- **Work instructions**:
In the material below, find all lines with the string "styles" and copy them.

- **Recorded data**:
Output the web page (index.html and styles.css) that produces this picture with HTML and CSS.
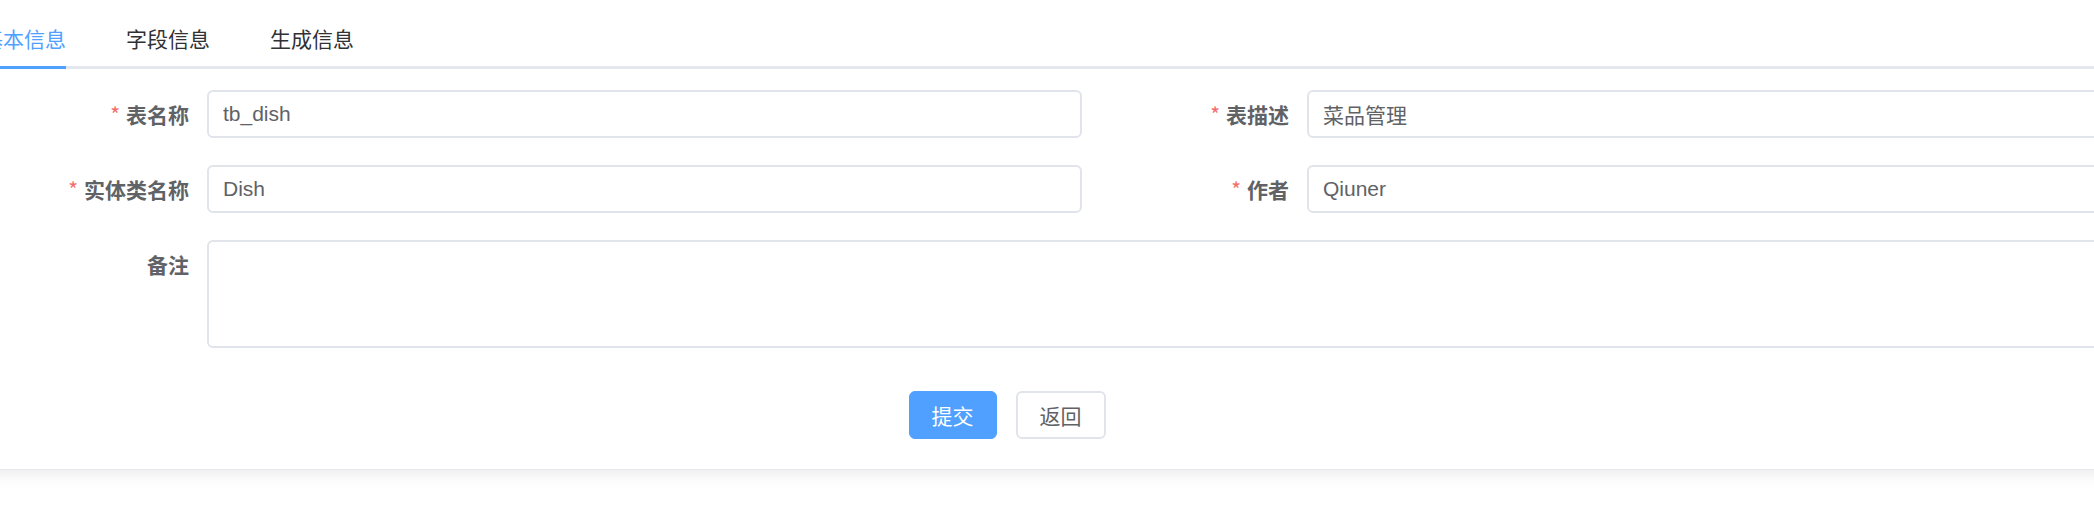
FILE: index.html
```html
<!DOCTYPE html>
<html lang="zh-CN">
<head>
<meta charset="utf-8">
<title>修改生成配置</title>
<link rel="stylesheet" href="styles.css">
</head>
<body>
<div class="card">
  <div class="tabs-header">
    <div class="tabs-nav">
      <div class="tab tab-first is-active"><span class="tab-text">基本信息</span></div>
      <div class="tab"><span class="tab-text">字段信息</span></div>
      <div class="tab tab-last"><span class="tab-text">生成信息</span></div>
    </div>
  </div>

  <form class="form">
    <div class="form-grid">
      <div class="form-item">
        <label class="form-label"><span class="req">*</span>表名称</label>
        <div class="form-content"><input class="input" type="text" value="tb_dish"></div>
      </div>
      <div class="form-item">
        <label class="form-label"><span class="req">*</span>表描述</label>
        <div class="form-content"><input class="input" type="text" value="菜品管理"></div>
      </div>
      <div class="form-item">
        <label class="form-label"><span class="req">*</span>实体类名称</label>
        <div class="form-content"><input class="input" type="text" value="Dish"></div>
      </div>
      <div class="form-item">
        <label class="form-label"><span class="req">*</span>作者</label>
        <div class="form-content"><input class="input" type="text" value="Qiuner"></div>
      </div>
      <div class="form-item form-item-full">
        <label class="form-label">备注</label>
        <div class="form-content"><textarea class="textarea"></textarea></div>
      </div>
    </div>
  </form>

  <div class="btn-row">
    <button class="btn btn-primary" type="button">提交</button>
    <button class="btn btn-default" type="button">返回</button>
  </div>
</div>
</body>
</html>
```

FILE: styles.css
```css
* {
  box-sizing: border-box;
}

html, body {
  margin: 0;
  padding: 0;
  background: #ffffff;
  overflow: hidden;
  height: 530px;
}

body {
  font-family: "Liberation Sans", "Noto Sans CJK SC", sans-serif;
  color: #606266;
}

.card {
  margin: -22px 0 0 -49px;
  width: 2262px;
  padding: 30px 30px 30px 30px;
  background: #ffffff;
  border: 1px solid #e6e8ee;
  border-radius: 6px;
  box-shadow: 0 3px 18px 0 rgba(0, 0, 0, 0.09);
}

/* Tabs */
.tabs-header {
  margin-bottom: 21px;
}

.tabs-nav {
  position: relative;
  display: flex;
  height: 60px;
}

.tabs-nav::after {
  content: "";
  position: absolute;
  left: 0;
  right: 0;
  bottom: 0;
  height: 3px;
  background: #e4e7ed;
}

.tab {
  height: 60px;
  line-height: 58px;
  padding: 0 30px;
  font-size: 21px;
  color: #303133;
  font-family: "Noto Sans CJK SC", sans-serif;
}

.tab-first {
  padding-left: 0;
}

.tab-last {
  padding-right: 0;
}

.tab-text {
  position: relative;
  display: inline-block;
  height: 60px;
}

.tab.is-active {
  color: #4fa0ff;
}

.tab.is-active .tab-text::after {
  content: "";
  position: absolute;
  left: 0;
  right: 0;
  bottom: 0;
  height: 3px;
  background: #4fa0ff;
  z-index: 1;
}

/* Form */
.form-grid {
  display: grid;
  grid-template-columns: 1100px 1100px;
}

.form-item {
  display: flex;
  align-items: flex-start;
  margin-bottom: 27px;
}

.form-item-full {
  grid-column: 1 / span 2;
}

.form-label {
  flex: 0 0 225px;
  height: 48px;
  padding-right: 18px;
  text-align: right;
  line-height: 48px;
  font-size: 21px;
  font-weight: 700;
  color: #606266;
  font-family: "Noto Sans CJK SC", sans-serif;
  white-space: nowrap;
}

.req {
  color: #f56c6c;
  margin-right: 6px;
  font-weight: 400;
}

.form-content {
  flex: 1;
  min-width: 0;
}

.input {
  display: block;
  width: 100%;
  height: 48px;
  padding: 0 15px 0 14px;
  border: 2px solid #e1e4ea;
  border-radius: 6px;
  font-family: "Liberation Sans", "Noto Sans CJK SC", sans-serif;
  font-size: 21px;
  color: #606266;
  background: #ffffff;
  outline: none;
}

.textarea {
  display: block;
  width: 100%;
  height: 108px;
  padding: 8px 15px;
  border: 2px solid #e1e4ea;
  border-radius: 6px;
  font-family: "Liberation Sans", "Noto Sans CJK SC", sans-serif;
  font-size: 21px;
  color: #606266;
  background: #ffffff;
  resize: none;
  outline: none;
}

/* Buttons */
.btn-row {
  display: flex;
  justify-content: center;
  gap: 19px;
  margin: 16px 0 0 -150px;
}

.btn {
  height: 48px;
  padding: 0 22px;
  border-radius: 6px;
  font-family: "Noto Sans CJK SC", sans-serif;
  font-size: 21px;
  line-height: 1;
  cursor: pointer;
}

.btn-primary {
  background: #4fa0ff;
  border: 1px solid #4fa0ff;
  color: #ffffff;
}

.btn-default {
  background: #ffffff;
  border: 2px solid #e1e4ea;
  color: #606266;
}
```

- **Task solution**:
Output the web page (index.html and styles.css) that produces this picture with HTML and CSS.
<link rel="stylesheet" href="styles.css">
FILE: styles.css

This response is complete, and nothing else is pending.